Common optimisations
| Technique | Benefit |
|---|---|
| Axis-aligned boxes (AABB) | Simplest overlap maths — 4 comparisons per pair |
| Hierarchical checks | Broad-phase (large box around the whole entity) before narrow-phase (per-limb boxes) |
| Spatial partitioning | Quadtree / grid bucketing — only check pairs that share a region |
| Sweep and prune | Sort objects by axis, only check pairs whose axes overlap |
| Frame skipping | Some checks can run every other frame for non-critical objects |
The broad-then-narrow approach is universal: an axis-aligned bounding box is cheap to test; per-bone capsules are expensive.
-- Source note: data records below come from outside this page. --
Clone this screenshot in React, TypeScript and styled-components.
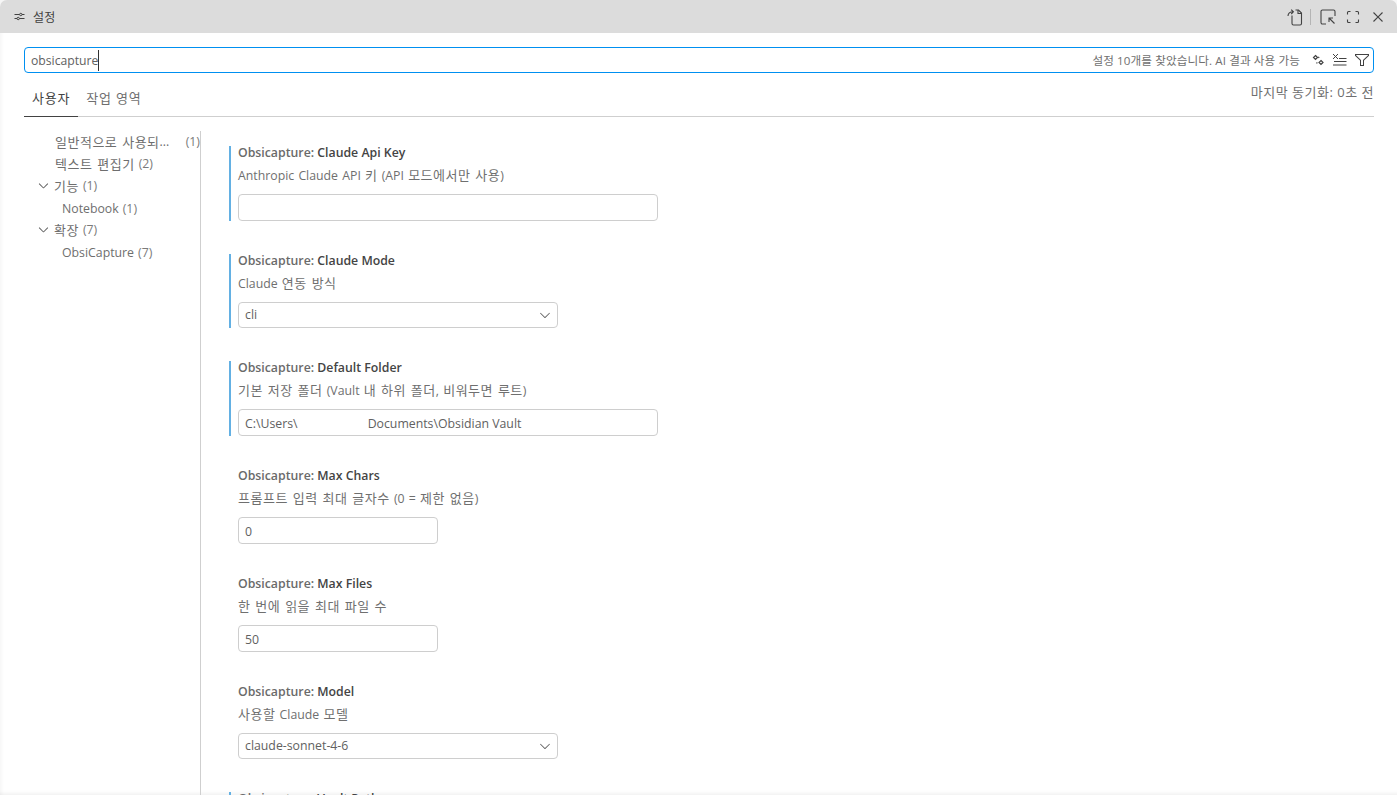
import React from "react";
import styled, { createGlobalStyle } from "styled-components";
import { VscClose, VscChevronDown, VscFilter } from "react-icons/vsc";

const GlobalStyle = createGlobalStyle`
  html, body {
    margin: 0;
    height: 795px;
    overflow: hidden;
    background: #fff;
    font-family: "Open Sans", "Noto Sans CJK KR", sans-serif;
    font-size: 13px;
    color: #616161;
  }
`;

const Frame = styled.div`
  height: 795px;
  overflow: hidden;
  display: flex;
  flex-direction: column;
  background: #f6f6f6;
`;

const TitleBar = styled.header`
  flex: none;
  height: 33px;
  display: flex;
  align-items: center;
  padding: 0 10px 0 14px;
  background: #dcdcdc;
  border-radius: 7px 7px 0 0;
  color: #424242;
  font-size: 12px;
`;

const TitleText = styled.span`
  margin-left: 8px;
  flex: 1;
  letter-spacing: 0.3px;
`;

const TitleActions = styled.div`
  display: flex;
  align-items: center;
  color: #424242;
`;

const Separator = styled.span`
  width: 1px;
  height: 16px;
  background: #b4b4b4;
  margin: 0 9px 0 7px;
`;

const ActionIcon = styled.span<{ $gap?: number }>`
  display: inline-flex;
  margin-left: ${({ $gap }) => $gap ?? 0}px;
`;

const Body = styled.main`
  flex: 1;
  min-height: 0;
  padding: 14px 23px 0 24px;
  background: #fff;
  box-shadow: inset 0 -5px 4px -4px rgba(0, 0, 0, 0.08), inset 5px 0 4px -4px rgba(0, 0, 0, 0.05);
  display: flex;
  flex-direction: column;
`;

const SearchBox = styled.div`
  flex: none;
  height: 26px;
  box-sizing: border-box;
  border: 1px solid #0090f1;
  border-radius: 4px;
  display: flex;
  align-items: center;
  padding: 0 3px 0 6px;
`;

const SearchText = styled.span`
  font-size: 12.2px;
  color: #616161;
`;

const Caret = styled.span`
  display: inline-block;
  width: 1px;
  height: 21px;
  background: #333;
  margin-right: auto;
`;

const SearchResult = styled.span`
  font-size: 11.6px;
  letter-spacing: 0.1px;
  color: #6f6f6f;
  margin-right: 12px;
`;

const SearchIcons = styled.div`
  display: flex;
  align-items: center;
  gap: 7px;
  color: #424242;
`;

const TabRow = styled.div`
  flex: none;
  height: 44px;
  box-sizing: border-box;
  border-bottom: 1px solid #cfcfcf;
  display: flex;
  justify-content: space-between;
`;

const Tabs = styled.div`
  display: flex;
  align-items: flex-end;
`;

const Tab = styled.div<{ $active?: boolean }>`
  box-sizing: border-box;
  height: 32px;
  padding: 0 8px;
  line-height: 27px;
  font-size: 13px;
  letter-spacing: 0.8px;
  margin-bottom: -1px;
  color: ${({ $active }) => ($active ? "#424242" : "#6f6f6f")};
  border-bottom: ${({ $active }) => ($active ? "1px solid #424242" : "none")};
`;

const SyncText = styled.div`
  font-size: 13px;
  letter-spacing: 0.5px;
  color: #6f6f6f;
  line-height: 18px;
  margin-top: 10px;
`;

const Columns = styled.div`
  flex: 1;
  min-height: 0;
  display: flex;
  margin-top: 14px;
`;

const Tree = styled.nav`
  flex: none;
  width: 177px;
  box-sizing: border-box;
  border-right: 1px solid #cfcfcf;
`;

const Ko = styled.span`
  font-size: 13px;
  letter-spacing: 0.5px;
  word-spacing: 1px;
`;

const TreeRow = styled.div<{ $indent: number }>`
  height: 22px;
  box-sizing: border-box;
  display: flex;
  align-items: center;
  padding-left: ${({ $indent }) => $indent}px;
  font-size: 12.3px;
  color: #6e6e6e;
  white-space: pre;

  &:has(${Ko}) {
    padding-bottom: 2px;
  }
`;

const TreeChevron = styled.span`
  display: inline-flex;
  width: 18px;
  margin-left: -1px;
  color: #555;
`;

const TreeCount = styled.span<{ $right?: boolean }>`
  margin-left: ${({ $right }) => ($right ? "auto" : "4px")};
  color: #7a7a7a;
  font-size: 12.3px;
`;

const List = styled.section`
  flex: 1;
  padding: 15px 0 0 28px;
`;

const Setting = styled.article<{ $modified?: boolean }>`
  box-sizing: border-box;
  margin-bottom: 33px;
  padding-left: 7px;
  border-left: 2px solid ${({ $modified }) => ($modified ? "#63b0e3" : "transparent")};
`;

const SettingTitle = styled.div`
  height: 14px;
  line-height: 14px;
  font-size: 12.3px;
  font-weight: 600;
  color: #6a6a6a;
`;

const SettingName = styled.span`
  color: #444;
`;

const SettingDesc = styled.div`
  margin-top: 6px;
  height: 18px;
  line-height: 18px;
  font-size: 12.3px;
  word-spacing: 1px;
  color: #6f6f6f;
  white-space: pre;
`;

const Field = styled.div<{ $width: number }>`
  margin-top: 10px;
  width: ${({ $width }) => $width}px;
  height: 27px;
  box-sizing: border-box;
  border: 1px solid #cecece;
  border-radius: 4px;
  padding: 1px 6px 0;
  display: flex;
  align-items: center;
  font-size: 12.3px;
  color: #616161;
`;

const SelectField = styled(Field)`
  height: 26px;
  padding: 0 4px 1px 6px;
  justify-content: space-between;
`;

const Redacted = styled.span`
  display: inline-block;
  width: 70px;
`;

// Hangul is set a little wider than the Latin around it
const mixed = (text: string) =>
  text
    .split(/([가-힣][가-힣 ]*[가-힣]|[가-힣])/)
    .map((part, i) => (/[가-힣]/.test(part) ? <Ko key={i}>{part}</Ko> : part));

const SlidersIcon = () => (
  <svg width="11" height="11" viewBox="0 0 11 11" fill="none" stroke="currentColor" strokeWidth="1">
    <path d="M0.5 3.5H5.5M8 3.5H10.5M0.5 7.5H3M5.5 7.5H10.5" />
    <circle cx="6.8" cy="3.5" r="1.2" />
    <circle cx="4.2" cy="7.5" r="1.2" />
  </svg>
);

const FileArrowIcon = () => (
  <svg width="16" height="18" viewBox="0 0 16 18" fill="none" stroke="currentColor" strokeWidth="1.1">
    <path d="M5 7.5V15.5C5 16.4 5.6 17 6.5 17H13C13.9 17 14.5 16.4 14.5 15.5V5L11.5 2H8.5" />
    <path d="M11 2V5.5H14.5" />
    <path d="M1 8C1 5.2 2.8 3.8 6.2 3.8M4.2 1.6L6.4 3.8L4.2 6" />
  </svg>
);

const WindowArrowIcon = () => (
  <svg width="16" height="16" viewBox="0 0 16 16" fill="none" stroke="currentColor" strokeWidth="1.1">
    <path d="M6 15H2.5C1.6 15 1 14.4 1 13.5V2.5C1 1.6 1.6 1 2.5 1H13.5C14.4 1 15 1.6 15 2.5V7" />
    <path d="M14.5 14.5L9 9M9 13V9H13" />
  </svg>
);

const CornersIcon = () => (
  <svg width="14" height="14" viewBox="0 0 14 14" fill="none" stroke="currentColor" strokeWidth="1.1">
    <path d="M1.5 4.5V2.5C1.5 1.9 1.9 1.5 2.5 1.5H4.5" />
    <path d="M9.5 1.5H11.5C12.1 1.5 12.5 1.9 12.5 2.5V4.5" />
    <path d="M12.5 9.5V11.5C12.5 12.1 12.1 12.5 11.5 12.5H9.5" />
    <path d="M4.5 12.5H2.5C1.9 12.5 1.5 12.1 1.5 11.5V9.5" />
  </svg>
);

const SparkleIcon = () => (
  <svg width="13" height="13" viewBox="0 0 13 13" fill="none" stroke="currentColor" strokeWidth="1.2">
    <path d="M3.5 1.5L5.5 3.5L3.5 5.5L1.5 3.5Z" />
    <path d="M9 6.5L11 8.5L9 10.5L7 8.5Z" />
    <path d="M6.2 2.8L7.2 3.8" />
    <path d="M4.5 8.5L5.3 9.3" />
  </svg>
);

const ClearListIcon = () => (
  <svg width="15" height="14" viewBox="0 0 15 14" fill="none" stroke="currentColor" strokeWidth="1">
    <path d="M1 1L6 6M6 1L1 6" />
    <path d="M7 5.5H14.5M2 8.5H14.5M1 12H14.5" />
  </svg>
);

type SettingRow = {
  name: string;
  desc: string;
  modified?: boolean;
  kind: "text" | "select" | "number";
  value?: React.ReactNode;
};

const settings: SettingRow[] = [
  { name: "Claude Api Key", desc: "Anthropic Claude API 키 (API 모드에서만 사용)", modified: true, kind: "text" },
  { name: "Claude Mode", desc: "Claude 연동 방식", modified: true, kind: "select", value: "cli" },
  {
    name: "Default Folder",
    desc: "기본 저장 폴더 (Vault 내 하위 폴더, 비워두면 루트)",
    modified: true,
    kind: "text",
    value: (
      <>
        C:\Users\<Redacted />Documents\Obsidian Vault
      </>
    ),
  },
  { name: "Max Chars", desc: "프롬프트 입력 최대 글자수 (0 = 제한 없음)", kind: "number", value: "0" },
  { name: "Max Files", desc: "한 번에 읽을 최대 파일 수", kind: "number", value: "50" },
  { name: "Model", desc: "사용할 Claude 모델", kind: "select", value: "claude-sonnet-4-6" },
  { name: "Vault Path", desc: "", modified: true, kind: "text" },
];

const App = () => (
  <>
    <GlobalStyle />
    <Frame>
      <TitleBar>
        <SlidersIcon />
        <TitleText>설정</TitleText>
        <TitleActions>
          <FileArrowIcon />
          <Separator />
          <WindowArrowIcon />
          <ActionIcon $gap={10}>
            <CornersIcon />
          </ActionIcon>
          <ActionIcon $gap={9}>
            <VscClose size={18} />
          </ActionIcon>
        </TitleActions>
      </TitleBar>
      <Body>
        <SearchBox>
          <SearchText>obsicapture</SearchText>
          <Caret />
          <SearchResult>설정 10개를 찾았습니다. AI 결과 사용 가능</SearchResult>
          <SearchIcons>
            <SparkleIcon />
            <ClearListIcon />
            <VscFilter size={16} />
          </SearchIcons>
        </SearchBox>
        <TabRow>
          <Tabs>
            <Tab $active>사용자</Tab>
            <Tab>작업 영역</Tab>
          </Tabs>
          <SyncText>마지막 동기화: 0초 전</SyncText>
        </TabRow>
        <Columns>
          <Tree>
            <TreeRow $indent={31}>
              <Ko>일반적으로 사용되</Ko>...
              <TreeCount $right>(1)</TreeCount>
            </TreeRow>
            <TreeRow $indent={31}>
              <Ko>텍스트 편집기</Ko>
              <TreeCount>(2)</TreeCount>
            </TreeRow>
            <TreeRow $indent={13}>
              <TreeChevron>
                <VscChevronDown size={15} />
              </TreeChevron>
              <Ko>기능</Ko>
              <TreeCount>(1)</TreeCount>
            </TreeRow>
            <TreeRow $indent={38}>
              Notebook<TreeCount>(1)</TreeCount>
            </TreeRow>
            <TreeRow $indent={13}>
              <TreeChevron>
                <VscChevronDown size={15} />
              </TreeChevron>
              <Ko>확장</Ko>
              <TreeCount>(7)</TreeCount>
            </TreeRow>
            <TreeRow $indent={38}>
              ObsiCapture<TreeCount>(7)</TreeCount>
            </TreeRow>
          </Tree>
          <List>
            {settings.map((s) => (
              <Setting key={s.name} $modified={s.modified}>
                <SettingTitle>
                  Obsicapture: <SettingName>{s.name}</SettingName>
                </SettingTitle>
                <SettingDesc>{mixed(s.desc)}</SettingDesc>
                {s.kind === "select" ? (
                  <SelectField $width={320}>
                    {s.value}
                    <VscChevronDown size={16} />
                  </SelectField>
                ) : (
                  <Field $width={s.kind === "number" ? 200 : 420}>{s.value}</Field>
                )}
              </Setting>
            ))}
          </List>
        </Columns>
      </Body>
    </Frame>
  </>
);

export default App;
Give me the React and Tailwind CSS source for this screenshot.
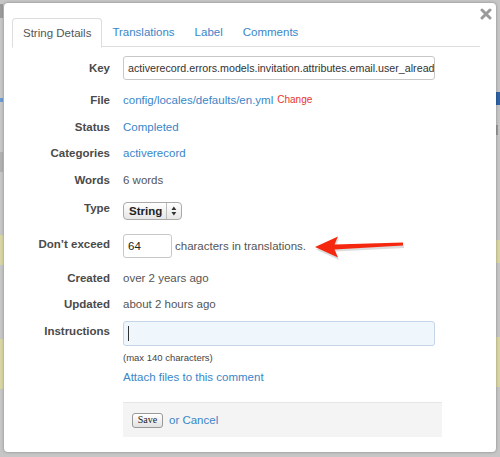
import React from 'react';

const Row = ({ label, h, mt, children, labelClass = '' }) => (
  <div className={`flex items-center ${h} ${mt}`}>
    <div className={`w-[106px] shrink-0 text-right font-bold text-[#4a4a4a] ${labelClass}`}>{label}</div>
    <div className="ml-[13px] flex items-center">{children}</div>
  </div>
);

const Arrow = () => (
  <svg width="92" height="26" viewBox="0 0 92 26" className="ml-[8px] mt-[4px]">
    <path d="M1 13 L24 2.5 L20.5 10 L89 8.5 L89 11.5 L20.5 15 L24 23.5 Z" fill="#9a9a9a" opacity="0.35" transform="translate(1 1.5)" />
    <path d="M1 12 L24 1.5 L20.5 9.5 L89 7.5 L89 10.5 L20.5 14.5 L24 22.5 Z" fill="#f5280f" />
  </svg>
);

const App = () => {
  return (
    <div className="w-[500px] h-[457px] bg-[#c6c6c6] flex overflow-hidden font-['Liberation_Sans',Arial,sans-serif] text-[11.5px] leading-[14px]">
      {/* backdrop, left edge */}
      <div className="w-[4px] shrink-0 flex flex-col">
        <div className="h-[14px] w-[3px] mt-[4px] bg-[#9a9a9a]" />
        <div className="h-[4px] w-[3px] mt-[80px] bg-[#6a9ad0]" />
        <div className="h-[20px] w-[3px] mt-[50px] bg-[#b0b0b0]" />
        <div className="h-[30px] w-[4px] mt-[63px] bg-[#d9d6a4]" />
        <div className="h-[50px] w-[4px] mt-[74px] bg-[#d9d6a4]" />
      </div>

      {/* modal */}
      <div className="relative mt-[3px] h-[449px] w-[492px] shrink-0 bg-white rounded-[4px] shadow-[0_0_3px_rgba(0,0,0,0.35)] text-[#555]">
        <button className="absolute top-[5px] right-[4px] w-[12px] h-[12px]">
          <svg width="12" height="12" viewBox="0 0 12 12">
            <path d="M2 2 L10 10 M10 2 L2 10" stroke="#9a9a9a" strokeWidth="3" strokeLinecap="round" />
          </svg>
        </button>

        {/* tabs */}
        <div className="mt-[15px] ml-[8px] mr-[16px] flex border-b border-[#ddd] h-[29px]">
          <div className="px-[10px] h-[30px] flex items-center border border-[#ddd] border-b-white rounded-t-[4px] bg-white text-[#555]">String Details</div>
          <div className="px-[10px] flex items-center text-[#3a86c8]">Translations</div>
          <div className="px-[10px] flex items-center text-[#3a86c8]">Label</div>
          <div className="px-[10px] flex items-center text-[#3a86c8]">Comments</div>
        </div>

        {/* form */}
        <Row label="Key" h="h-[24px]" mt="mt-[9px]">
          <div className="w-[312px] h-[24px] border border-[#c8c8c8] rounded-[3px] pl-[4px] flex items-center overflow-hidden whitespace-nowrap text-[10.7px] text-[#333]">
            activerecord.errors.models.invitation.attributes.email.user_already
          </div>
        </Row>
        <Row label="File" h="h-[26px]" mt="mt-[7px]">
          <span className="text-[#3a86c8]">config/locales/defaults/en.yml</span>
          <span className="ml-[4px] text-[10px] text-[#e8352b]">Change</span>
        </Row>
        <Row label="Status" h="h-[27px]" mt="">
          <span className="text-[#3a86c8]">Completed</span>
        </Row>
        <Row label="Categories" h="h-[26px]" mt="">
          <span className="text-[#3a86c8]">activerecord</span>
        </Row>
        <Row label="Words" h="h-[27px]" mt="">
          <span>6 words</span>
        </Row>
        <Row label="Type" h="h-[18px]" mt="mt-[9px]" labelClass="-mt-[6px]">
          <div className="w-[59px] h-[18px] border border-[#aaa] rounded-[4px] bg-gradient-to-b from-white to-[#e6e6e6] flex items-center text-[#222] font-bold">
            <span className="w-[43px] pl-[5px]">String</span>
            <span className="h-[16px] border-l border-[#bbb]" />
            <svg width="14" height="14" viewBox="0 0 14 14">
              <path d="M4.5 6 L7 2.5 L9.5 6 Z M4.5 8 L7 11.5 L9.5 8 Z" fill="#333" />
            </svg>
          </div>
        </Row>
        <Row label="Don’t exceed" h="h-[24px]" mt="mt-[14px]" labelClass="-mt-[5px]">
          <div className="w-[49px] h-[24px] border border-[#c8c8c8] rounded-[3px] pl-[4px] flex items-center text-[#222]">64</div>
          <span className="ml-[3px]">characters in translations.</span>
          <Arrow />
        </Row>
        <Row label="Created" h="h-[26px]" mt="mt-[7px]">
          <span>over 2 years ago</span>
        </Row>
        <Row label="Updated" h="h-[26px]" mt="">
          <span>about 2 hours ago</span>
        </Row>
        <div className="flex items-start mt-[4px]">
          <div className="w-[106px] shrink-0 text-right font-bold text-[#4a4a4a] pt-[3px]">Instructions</div>
          <div className="ml-[13px] flex flex-col">
            <div className="w-[312px] h-[25px] border border-[#c4d5e6] rounded-[3px] bg-[#eff6fc] flex items-center pl-[4px]">
              <span className="w-[1px] h-[15px] bg-[#333]" />
            </div>
            <div className="mt-[5px] h-[14px] text-[9.5px] text-[#444] flex items-center">(max 140 characters)</div>
            <div className="mt-[5px] h-[14px] text-[#3a86c8]">Attach files to this comment</div>
          </div>
        </div>

        {/* footer */}
        <div className="mt-[18px] ml-[119px] w-[319px] h-[35px] bg-[#f4f4f4] border-t border-[#e6e6e6] flex items-center pl-[9px]">
          <div className="w-[31px] h-[15px] border border-[#999] rounded-[3px] bg-gradient-to-b from-white to-[#e2e2e2] flex items-center justify-center text-[10px] text-[#222] font-['Liberation_Serif',serif]">
            Save
          </div>
          <span className="ml-[6px] text-[#3a86c8]">or Cancel</span>
        </div>
      </div>

      {/* backdrop, right edge */}
      <div className="w-[4px] shrink-0 flex flex-col">
        <div className="h-[13px] w-[4px] mt-[92px] bg-[#2e62a6]" />
        <div className="h-[10px] w-[2px] mt-[20px] bg-[#9a9a9a]" />
        <div className="h-[23px] w-[4px] mt-[105px] bg-[#d9d6a4]" />
        <div className="h-[50px] w-[4px] mt-[74px] bg-[#d9d6a4]" />
      </div>
    </div>
  );
};

export default App;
Test the cheap one first, fall through to the expensive one only when the cheap one says "maybe."
Visualising hitboxes
Modern fighting game communities have made hitbox visualisation a public discourse:
- Training mode toggles — Street Fighter, Tekken, Smash Bros training modes show boxes
- Mods / hacks — older fighting games have community mods to expose boxes
- Frame data sites — Dustloop, SuperCombo Wiki, Smash Wiki document boxes per frame
- Streamer culture — Maximilian Dood, Sajam, and others routinely overlay box data during analysis
This transparency is relatively recent; original game designers often guarded box layouts as design secrets.